### What is required
Return every line below as is, leaving out the pictures.
..............................
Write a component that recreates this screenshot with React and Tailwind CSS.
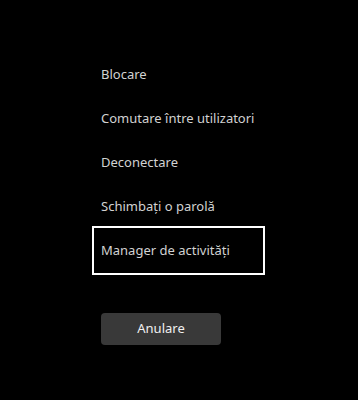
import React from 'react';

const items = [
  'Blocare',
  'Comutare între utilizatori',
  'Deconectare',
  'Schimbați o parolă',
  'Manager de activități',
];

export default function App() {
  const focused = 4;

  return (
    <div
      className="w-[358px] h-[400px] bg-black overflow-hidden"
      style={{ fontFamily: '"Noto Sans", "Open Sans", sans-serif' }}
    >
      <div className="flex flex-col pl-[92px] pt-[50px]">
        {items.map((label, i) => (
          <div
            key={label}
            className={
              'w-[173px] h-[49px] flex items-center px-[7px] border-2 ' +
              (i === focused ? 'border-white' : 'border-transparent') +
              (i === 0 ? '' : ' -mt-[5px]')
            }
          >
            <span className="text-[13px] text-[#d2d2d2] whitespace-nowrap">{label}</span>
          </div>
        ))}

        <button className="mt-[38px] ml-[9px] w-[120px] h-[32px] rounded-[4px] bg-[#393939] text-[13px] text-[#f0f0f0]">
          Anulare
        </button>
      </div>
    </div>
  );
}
..............................
### Response below
Write a component that recreates this screenshot with React and Tailwind CSS.
import React from 'react';

const items = [
  'Blocare',
  'Comutare între utilizatori',
  'Deconectare',
  'Schimbați o parolă',
  'Manager de activități',
];

export default function App() {
  const focused = 4;

  return (
    <div
      className="w-[358px] h-[400px] bg-black overflow-hidden"
      style={{ fontFamily: '"Noto Sans", "Open Sans", sans-serif' }}
    >
      <div className="flex flex-col pl-[92px] pt-[50px]">
        {items.map((label, i) => (
          <div
            key={label}
            className={
              'w-[173px] h-[49px] flex items-center px-[7px] border-2 ' +
              (i === focused ? 'border-white' : 'border-transparent') +
              (i === 0 ? '' : ' -mt-[5px]')
            }
          >
            <span className="text-[13px] text-[#d2d2d2] whitespace-nowrap">{label}</span>
          </div>
        ))}

        <button className="mt-[38px] ml-[9px] w-[120px] h-[32px] rounded-[4px] bg-[#393939] text-[13px] text-[#f0f0f0]">
          Anulare
        </button>
      </div>
    </div>
  );
}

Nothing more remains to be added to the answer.